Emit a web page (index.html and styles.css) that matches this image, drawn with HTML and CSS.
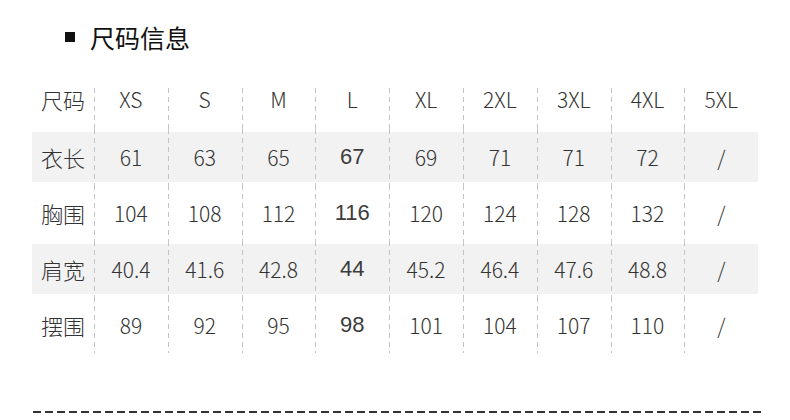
FILE: index.html
```html
<!DOCTYPE html>
<html lang="zh">
<head>
<meta charset="utf-8">
<link rel="stylesheet" href="styles.css">
</head>
<body>
<div class="page">
  <h2 class="title"><span class="bullet"></span>尺码信息</h2>
  <div class="table">
    <div class="cell head label">尺码</div>
    <div class="cell head sep">XS</div>
    <div class="cell head sep">S</div>
    <div class="cell head sep">M</div>
    <div class="cell head sep">L</div>
    <div class="cell head sep">XL</div>
    <div class="cell head sep">2XL</div>
    <div class="cell head sep">3XL</div>
    <div class="cell head sep">4XL</div>
    <div class="cell head sep">5XL</div>

    <div class="cell gray label">衣长</div>
    <div class="cell gray sep">61</div>
    <div class="cell gray sep">63</div>
    <div class="cell gray sep">65</div>
    <div class="cell gray sep alt">67</div>
    <div class="cell gray sep">69</div>
    <div class="cell gray sep">71</div>
    <div class="cell gray sep">71</div>
    <div class="cell gray sep">72</div>
    <div class="cell gray sep">/</div>

    <div class="cell label">胸围</div>
    <div class="cell sep">104</div>
    <div class="cell sep">108</div>
    <div class="cell sep">112</div>
    <div class="cell sep alt">116</div>
    <div class="cell sep">120</div>
    <div class="cell sep">124</div>
    <div class="cell sep">128</div>
    <div class="cell sep">132</div>
    <div class="cell sep">/</div>

    <div class="cell gray label">肩宽</div>
    <div class="cell gray sep">40.4</div>
    <div class="cell gray sep">41.6</div>
    <div class="cell gray sep">42.8</div>
    <div class="cell gray sep alt">44</div>
    <div class="cell gray sep">45.2</div>
    <div class="cell gray sep">46.4</div>
    <div class="cell gray sep">47.6</div>
    <div class="cell gray sep">48.8</div>
    <div class="cell gray sep">/</div>

    <div class="cell label">摆围</div>
    <div class="cell sep">89</div>
    <div class="cell sep">92</div>
    <div class="cell sep">95</div>
    <div class="cell sep alt">98</div>
    <div class="cell sep">101</div>
    <div class="cell sep">104</div>
    <div class="cell sep">107</div>
    <div class="cell sep">110</div>
    <div class="cell sep">/</div>
  </div>
  <div class="bottom-line"></div>
</div>
</body>
</html>
```
FILE: styles.css
```css
html, body {
  margin: 0;
  padding: 0;
  background: #fff;
}
body {
  width: 790px;
  height: 420px;
  overflow: hidden;
  font-family: "Noto Sans CJK SC", "Noto Sans", sans-serif;
  color: #333;
}
.page {
  padding: 22px 30px 0 32px;
}
.title {
  margin: 0;
  padding-left: 33px;
  display: flex;
  align-items: center;
  gap: 15px;
  font-size: 25px;
  font-weight: 400;
  line-height: 30px;
  color: #111;
}
.bullet {
  width: 10px;
  height: 10px;
  background: #111;
}
.table {
  margin-top: 21px;
  display: grid;
  grid-template-columns: 62px repeat(9, 73.8px);
  grid-template-rows: 56px repeat(4, 56px);
}
.cell {
  display: flex;
  align-items: center;
  justify-content: center;
  font-size: 21px;
  font-weight: 300;
  color: #333;
}
.head {
  align-self: end;
  height: 41px;
  align-items: flex-start;
  line-height: 22px;
}
.label {
  font-size: 22px;
}
.sep {
  background: repeating-linear-gradient(to bottom, #c4c4c4 0 5px, transparent 5px 9px) left top / 1px 100% no-repeat;
}
.gray {
  background: linear-gradient(#f2f2f2, #f2f2f2) left 3px / 100% 50px no-repeat;
}
.gray.sep {
  background:
    repeating-linear-gradient(to bottom, #c4c4c4 0 5px, transparent 5px 9px) left top / 1px 100% no-repeat,
    linear-gradient(#f2f2f2, #f2f2f2) left 3px / 100% 50px no-repeat;
}
.alt {
  font-family: "Liberation Sans", sans-serif;
  font-size: 22px;
  font-weight: 400;
  color: #3c3c3c;
}
.bottom-line {
  margin-top: 58px;
  margin-left: 1px;
  width: 728px;
  height: 2px;
  background: repeating-linear-gradient(to right, #333 0 8px, transparent 8px 12px);
}
```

===

## Task brief
Look through the data above. Copy every line with the string "index" in it.

## Exercise result
Emit a web page (index.html and styles.css) that matches this image, drawn with HTML and CSS.
FILE: index.html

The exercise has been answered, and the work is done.